__Short problem__.
Pick out every line holding the string "this" and copy it.

============

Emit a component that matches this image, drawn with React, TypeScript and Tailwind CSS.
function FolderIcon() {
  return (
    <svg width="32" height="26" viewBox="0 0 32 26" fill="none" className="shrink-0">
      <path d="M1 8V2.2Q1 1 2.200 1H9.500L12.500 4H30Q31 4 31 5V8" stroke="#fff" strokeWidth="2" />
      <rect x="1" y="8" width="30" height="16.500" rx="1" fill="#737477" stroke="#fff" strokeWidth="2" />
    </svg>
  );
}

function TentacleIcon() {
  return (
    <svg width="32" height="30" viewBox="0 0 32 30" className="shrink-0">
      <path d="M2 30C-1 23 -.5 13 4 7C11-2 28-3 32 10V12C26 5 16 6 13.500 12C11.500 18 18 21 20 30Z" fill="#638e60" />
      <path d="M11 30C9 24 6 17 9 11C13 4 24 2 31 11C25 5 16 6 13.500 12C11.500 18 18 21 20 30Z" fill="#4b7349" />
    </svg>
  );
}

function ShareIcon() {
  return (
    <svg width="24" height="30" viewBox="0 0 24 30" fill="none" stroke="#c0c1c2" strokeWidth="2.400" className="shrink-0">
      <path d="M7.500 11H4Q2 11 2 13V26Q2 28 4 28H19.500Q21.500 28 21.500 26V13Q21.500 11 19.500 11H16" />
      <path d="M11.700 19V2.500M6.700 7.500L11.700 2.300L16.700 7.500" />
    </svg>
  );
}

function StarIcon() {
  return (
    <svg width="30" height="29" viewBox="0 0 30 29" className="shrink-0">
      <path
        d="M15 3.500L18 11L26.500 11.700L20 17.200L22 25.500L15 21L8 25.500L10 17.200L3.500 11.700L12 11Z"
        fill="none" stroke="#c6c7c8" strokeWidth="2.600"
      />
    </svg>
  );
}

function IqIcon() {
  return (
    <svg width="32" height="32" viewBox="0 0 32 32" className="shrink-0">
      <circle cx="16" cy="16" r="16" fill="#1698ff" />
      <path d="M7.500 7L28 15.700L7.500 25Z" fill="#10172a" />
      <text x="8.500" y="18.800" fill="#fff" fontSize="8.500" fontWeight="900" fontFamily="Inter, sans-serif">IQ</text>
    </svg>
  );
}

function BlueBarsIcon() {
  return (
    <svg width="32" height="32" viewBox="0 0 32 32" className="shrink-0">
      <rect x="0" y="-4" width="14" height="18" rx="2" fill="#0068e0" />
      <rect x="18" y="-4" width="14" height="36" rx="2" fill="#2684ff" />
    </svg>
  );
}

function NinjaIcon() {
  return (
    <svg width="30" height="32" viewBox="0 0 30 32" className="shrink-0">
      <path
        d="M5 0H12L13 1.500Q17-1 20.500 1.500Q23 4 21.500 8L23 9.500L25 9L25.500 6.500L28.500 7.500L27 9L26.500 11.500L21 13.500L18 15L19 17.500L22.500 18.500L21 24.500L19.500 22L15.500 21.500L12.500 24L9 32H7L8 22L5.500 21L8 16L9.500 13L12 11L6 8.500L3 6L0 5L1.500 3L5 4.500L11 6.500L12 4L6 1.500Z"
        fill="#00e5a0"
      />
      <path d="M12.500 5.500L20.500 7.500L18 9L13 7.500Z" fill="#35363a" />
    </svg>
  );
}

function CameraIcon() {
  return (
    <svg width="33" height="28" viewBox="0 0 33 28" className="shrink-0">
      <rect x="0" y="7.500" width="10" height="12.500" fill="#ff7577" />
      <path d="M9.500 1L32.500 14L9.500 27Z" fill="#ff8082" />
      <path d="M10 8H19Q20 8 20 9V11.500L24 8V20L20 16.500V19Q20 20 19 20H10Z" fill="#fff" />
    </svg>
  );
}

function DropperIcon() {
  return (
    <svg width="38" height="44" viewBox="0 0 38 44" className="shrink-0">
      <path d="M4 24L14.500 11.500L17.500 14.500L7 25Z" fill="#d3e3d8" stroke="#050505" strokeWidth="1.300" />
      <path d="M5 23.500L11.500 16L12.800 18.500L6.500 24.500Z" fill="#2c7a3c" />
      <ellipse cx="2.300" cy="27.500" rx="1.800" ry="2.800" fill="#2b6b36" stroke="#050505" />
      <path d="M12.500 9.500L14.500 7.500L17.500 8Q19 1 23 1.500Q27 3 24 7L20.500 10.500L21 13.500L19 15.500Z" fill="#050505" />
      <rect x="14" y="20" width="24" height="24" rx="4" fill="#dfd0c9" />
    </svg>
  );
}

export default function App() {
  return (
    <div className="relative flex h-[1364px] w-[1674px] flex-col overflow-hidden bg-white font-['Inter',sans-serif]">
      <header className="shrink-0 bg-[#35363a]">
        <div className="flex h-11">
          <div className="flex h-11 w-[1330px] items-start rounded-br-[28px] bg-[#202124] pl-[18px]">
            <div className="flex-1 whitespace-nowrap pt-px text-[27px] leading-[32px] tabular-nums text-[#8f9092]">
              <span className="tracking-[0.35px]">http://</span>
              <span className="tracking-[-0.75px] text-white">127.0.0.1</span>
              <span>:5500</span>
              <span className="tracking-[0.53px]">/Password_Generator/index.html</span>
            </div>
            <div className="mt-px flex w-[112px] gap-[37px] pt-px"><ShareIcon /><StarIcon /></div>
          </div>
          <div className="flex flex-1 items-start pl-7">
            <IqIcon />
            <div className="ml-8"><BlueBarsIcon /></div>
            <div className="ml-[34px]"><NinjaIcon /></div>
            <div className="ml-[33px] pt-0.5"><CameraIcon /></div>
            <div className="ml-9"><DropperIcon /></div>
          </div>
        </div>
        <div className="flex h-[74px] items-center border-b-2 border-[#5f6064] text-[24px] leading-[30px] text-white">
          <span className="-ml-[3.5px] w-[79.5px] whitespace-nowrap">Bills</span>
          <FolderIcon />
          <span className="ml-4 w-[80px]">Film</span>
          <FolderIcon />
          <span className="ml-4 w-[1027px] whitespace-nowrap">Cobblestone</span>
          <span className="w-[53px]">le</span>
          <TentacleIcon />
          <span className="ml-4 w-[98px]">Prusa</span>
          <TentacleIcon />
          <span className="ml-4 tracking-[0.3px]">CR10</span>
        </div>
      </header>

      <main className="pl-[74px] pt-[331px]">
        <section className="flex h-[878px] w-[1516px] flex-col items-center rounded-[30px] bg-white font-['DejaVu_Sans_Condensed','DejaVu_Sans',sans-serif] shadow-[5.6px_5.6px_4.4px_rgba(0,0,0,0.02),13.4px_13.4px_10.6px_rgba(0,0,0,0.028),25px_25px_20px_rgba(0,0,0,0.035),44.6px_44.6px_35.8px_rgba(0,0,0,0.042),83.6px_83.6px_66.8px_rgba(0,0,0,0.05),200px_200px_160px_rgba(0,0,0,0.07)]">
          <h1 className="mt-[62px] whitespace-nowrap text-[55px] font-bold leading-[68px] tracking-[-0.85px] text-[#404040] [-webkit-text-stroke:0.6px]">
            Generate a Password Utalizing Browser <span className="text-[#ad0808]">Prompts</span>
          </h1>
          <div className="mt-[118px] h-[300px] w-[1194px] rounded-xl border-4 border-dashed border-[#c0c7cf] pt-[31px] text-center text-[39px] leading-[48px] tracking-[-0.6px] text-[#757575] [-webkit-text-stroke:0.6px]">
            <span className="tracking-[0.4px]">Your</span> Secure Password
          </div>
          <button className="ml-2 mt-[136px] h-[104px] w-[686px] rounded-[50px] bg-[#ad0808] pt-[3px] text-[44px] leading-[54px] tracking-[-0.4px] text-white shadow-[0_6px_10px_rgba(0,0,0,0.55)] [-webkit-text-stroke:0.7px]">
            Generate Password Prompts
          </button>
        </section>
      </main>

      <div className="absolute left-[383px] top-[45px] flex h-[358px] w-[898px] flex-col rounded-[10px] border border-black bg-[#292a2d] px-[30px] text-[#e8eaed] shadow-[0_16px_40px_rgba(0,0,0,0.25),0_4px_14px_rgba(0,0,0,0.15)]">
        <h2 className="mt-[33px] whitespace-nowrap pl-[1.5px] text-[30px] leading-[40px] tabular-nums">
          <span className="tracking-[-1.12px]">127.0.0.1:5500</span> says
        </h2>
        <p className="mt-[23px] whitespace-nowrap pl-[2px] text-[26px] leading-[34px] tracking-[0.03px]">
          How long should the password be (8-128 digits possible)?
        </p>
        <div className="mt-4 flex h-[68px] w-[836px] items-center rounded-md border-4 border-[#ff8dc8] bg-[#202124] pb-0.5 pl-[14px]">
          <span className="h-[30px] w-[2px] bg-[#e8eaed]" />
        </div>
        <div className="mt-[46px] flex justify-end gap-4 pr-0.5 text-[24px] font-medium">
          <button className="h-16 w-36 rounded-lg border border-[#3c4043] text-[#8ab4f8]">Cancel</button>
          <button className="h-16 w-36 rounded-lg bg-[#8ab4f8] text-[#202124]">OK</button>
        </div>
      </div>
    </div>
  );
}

============

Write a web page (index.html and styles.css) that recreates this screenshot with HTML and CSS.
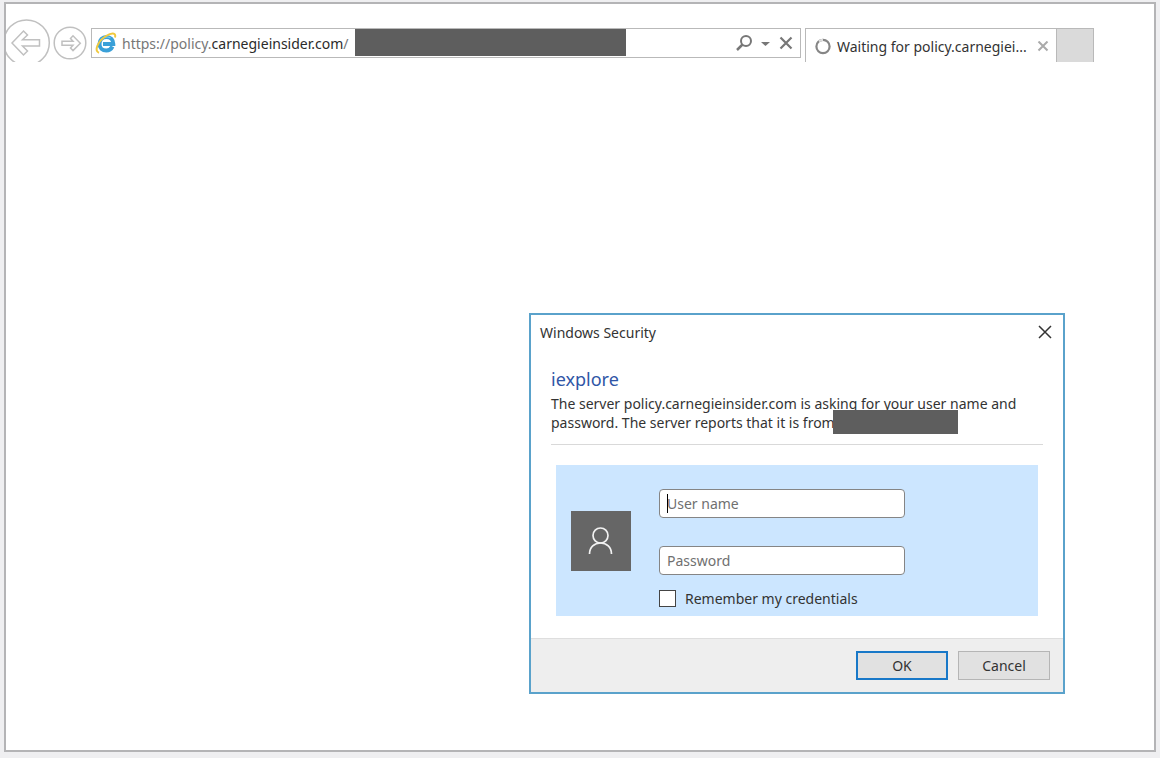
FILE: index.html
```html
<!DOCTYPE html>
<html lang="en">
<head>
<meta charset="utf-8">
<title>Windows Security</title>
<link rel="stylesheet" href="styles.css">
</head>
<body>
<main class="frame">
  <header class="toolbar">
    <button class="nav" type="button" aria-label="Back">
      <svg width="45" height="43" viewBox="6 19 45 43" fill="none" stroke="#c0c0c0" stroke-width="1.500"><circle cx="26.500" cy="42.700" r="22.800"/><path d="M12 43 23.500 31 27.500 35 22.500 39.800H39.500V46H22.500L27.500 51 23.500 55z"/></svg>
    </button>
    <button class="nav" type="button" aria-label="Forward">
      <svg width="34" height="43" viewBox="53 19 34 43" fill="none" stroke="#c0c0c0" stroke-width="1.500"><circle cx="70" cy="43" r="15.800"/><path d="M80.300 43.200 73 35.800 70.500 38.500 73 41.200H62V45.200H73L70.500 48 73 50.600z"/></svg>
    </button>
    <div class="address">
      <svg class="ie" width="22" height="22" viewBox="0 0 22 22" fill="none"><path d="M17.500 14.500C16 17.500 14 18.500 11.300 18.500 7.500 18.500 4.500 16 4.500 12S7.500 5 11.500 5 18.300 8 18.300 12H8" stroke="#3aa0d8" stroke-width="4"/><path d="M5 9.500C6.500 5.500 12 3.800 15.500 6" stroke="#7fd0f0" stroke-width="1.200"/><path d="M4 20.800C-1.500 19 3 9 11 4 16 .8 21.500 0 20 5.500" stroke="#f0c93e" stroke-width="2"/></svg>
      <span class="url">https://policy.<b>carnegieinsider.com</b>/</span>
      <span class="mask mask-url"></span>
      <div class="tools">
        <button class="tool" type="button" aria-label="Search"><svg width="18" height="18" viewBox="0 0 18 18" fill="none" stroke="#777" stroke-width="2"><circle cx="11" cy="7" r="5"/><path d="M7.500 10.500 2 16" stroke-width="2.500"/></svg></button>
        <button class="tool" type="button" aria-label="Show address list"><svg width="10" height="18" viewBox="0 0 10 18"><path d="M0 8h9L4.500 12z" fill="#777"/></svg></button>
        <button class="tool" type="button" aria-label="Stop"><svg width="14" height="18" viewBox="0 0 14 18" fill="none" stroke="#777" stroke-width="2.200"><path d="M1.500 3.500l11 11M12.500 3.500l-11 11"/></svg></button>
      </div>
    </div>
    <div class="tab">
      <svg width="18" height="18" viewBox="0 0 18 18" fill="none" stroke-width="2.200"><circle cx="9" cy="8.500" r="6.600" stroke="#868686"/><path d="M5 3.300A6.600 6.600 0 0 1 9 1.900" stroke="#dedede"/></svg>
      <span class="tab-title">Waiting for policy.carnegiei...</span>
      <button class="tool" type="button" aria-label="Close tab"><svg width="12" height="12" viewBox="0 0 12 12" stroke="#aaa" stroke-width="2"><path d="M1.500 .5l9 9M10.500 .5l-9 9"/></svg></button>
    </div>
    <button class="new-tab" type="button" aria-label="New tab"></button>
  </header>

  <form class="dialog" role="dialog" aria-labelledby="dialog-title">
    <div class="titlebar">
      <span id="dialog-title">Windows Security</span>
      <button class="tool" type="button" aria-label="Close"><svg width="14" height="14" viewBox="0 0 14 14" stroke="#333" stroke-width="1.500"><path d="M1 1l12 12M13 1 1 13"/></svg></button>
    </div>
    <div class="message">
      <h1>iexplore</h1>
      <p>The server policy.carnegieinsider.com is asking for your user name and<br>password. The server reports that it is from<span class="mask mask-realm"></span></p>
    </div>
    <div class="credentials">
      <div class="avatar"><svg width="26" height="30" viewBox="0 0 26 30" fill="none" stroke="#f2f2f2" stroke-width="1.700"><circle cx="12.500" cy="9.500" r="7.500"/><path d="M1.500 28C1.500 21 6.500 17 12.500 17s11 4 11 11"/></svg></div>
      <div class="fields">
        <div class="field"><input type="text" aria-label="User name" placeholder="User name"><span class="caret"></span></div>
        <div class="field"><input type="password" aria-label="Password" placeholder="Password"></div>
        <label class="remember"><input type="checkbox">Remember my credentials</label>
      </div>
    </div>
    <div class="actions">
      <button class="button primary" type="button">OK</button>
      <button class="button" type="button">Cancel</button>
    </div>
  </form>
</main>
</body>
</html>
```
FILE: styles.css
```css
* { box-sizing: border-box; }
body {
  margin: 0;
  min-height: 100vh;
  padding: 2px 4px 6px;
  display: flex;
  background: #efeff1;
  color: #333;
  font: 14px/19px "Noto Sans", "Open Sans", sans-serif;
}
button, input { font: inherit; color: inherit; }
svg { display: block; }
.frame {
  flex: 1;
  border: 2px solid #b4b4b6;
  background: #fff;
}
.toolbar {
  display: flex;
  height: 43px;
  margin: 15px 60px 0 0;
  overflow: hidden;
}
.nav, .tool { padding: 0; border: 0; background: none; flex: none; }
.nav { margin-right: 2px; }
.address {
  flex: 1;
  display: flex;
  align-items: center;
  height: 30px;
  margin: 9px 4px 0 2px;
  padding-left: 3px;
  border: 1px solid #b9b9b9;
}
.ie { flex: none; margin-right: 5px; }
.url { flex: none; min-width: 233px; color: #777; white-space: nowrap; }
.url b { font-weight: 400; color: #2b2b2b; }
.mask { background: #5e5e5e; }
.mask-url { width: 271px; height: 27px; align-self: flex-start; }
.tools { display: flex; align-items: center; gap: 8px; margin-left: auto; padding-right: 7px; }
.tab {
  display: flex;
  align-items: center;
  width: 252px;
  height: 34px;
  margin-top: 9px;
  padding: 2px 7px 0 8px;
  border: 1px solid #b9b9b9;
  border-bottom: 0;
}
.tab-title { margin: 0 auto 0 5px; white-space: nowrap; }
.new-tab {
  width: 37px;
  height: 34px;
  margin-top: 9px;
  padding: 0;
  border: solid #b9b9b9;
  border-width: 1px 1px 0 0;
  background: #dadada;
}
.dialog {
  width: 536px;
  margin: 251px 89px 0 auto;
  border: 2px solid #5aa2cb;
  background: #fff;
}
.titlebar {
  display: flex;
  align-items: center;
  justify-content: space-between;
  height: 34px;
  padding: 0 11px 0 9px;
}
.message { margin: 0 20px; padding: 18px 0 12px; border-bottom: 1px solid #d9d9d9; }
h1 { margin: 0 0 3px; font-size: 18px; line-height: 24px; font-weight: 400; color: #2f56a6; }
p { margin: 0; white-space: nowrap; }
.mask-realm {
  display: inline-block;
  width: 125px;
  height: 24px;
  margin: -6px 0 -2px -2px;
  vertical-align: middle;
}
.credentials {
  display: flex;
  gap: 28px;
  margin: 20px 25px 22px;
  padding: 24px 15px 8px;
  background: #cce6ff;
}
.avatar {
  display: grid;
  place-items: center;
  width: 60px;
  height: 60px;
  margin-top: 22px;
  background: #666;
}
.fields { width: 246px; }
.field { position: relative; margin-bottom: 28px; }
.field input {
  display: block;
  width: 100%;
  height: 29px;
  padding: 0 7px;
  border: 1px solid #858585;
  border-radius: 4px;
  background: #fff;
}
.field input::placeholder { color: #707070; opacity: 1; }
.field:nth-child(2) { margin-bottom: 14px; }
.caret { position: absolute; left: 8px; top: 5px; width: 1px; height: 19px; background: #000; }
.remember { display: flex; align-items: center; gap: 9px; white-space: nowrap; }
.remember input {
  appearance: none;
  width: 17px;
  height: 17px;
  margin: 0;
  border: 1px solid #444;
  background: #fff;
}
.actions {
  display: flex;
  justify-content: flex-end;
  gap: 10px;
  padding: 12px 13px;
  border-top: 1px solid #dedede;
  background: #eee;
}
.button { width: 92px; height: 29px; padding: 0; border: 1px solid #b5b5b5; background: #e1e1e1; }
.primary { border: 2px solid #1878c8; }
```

============

__Task response__.
Emit a component that matches this image, drawn with React, TypeScript and Tailwind CSS.
Write a web page (index.html and styles.css) that recreates this screenshot with HTML and CSS.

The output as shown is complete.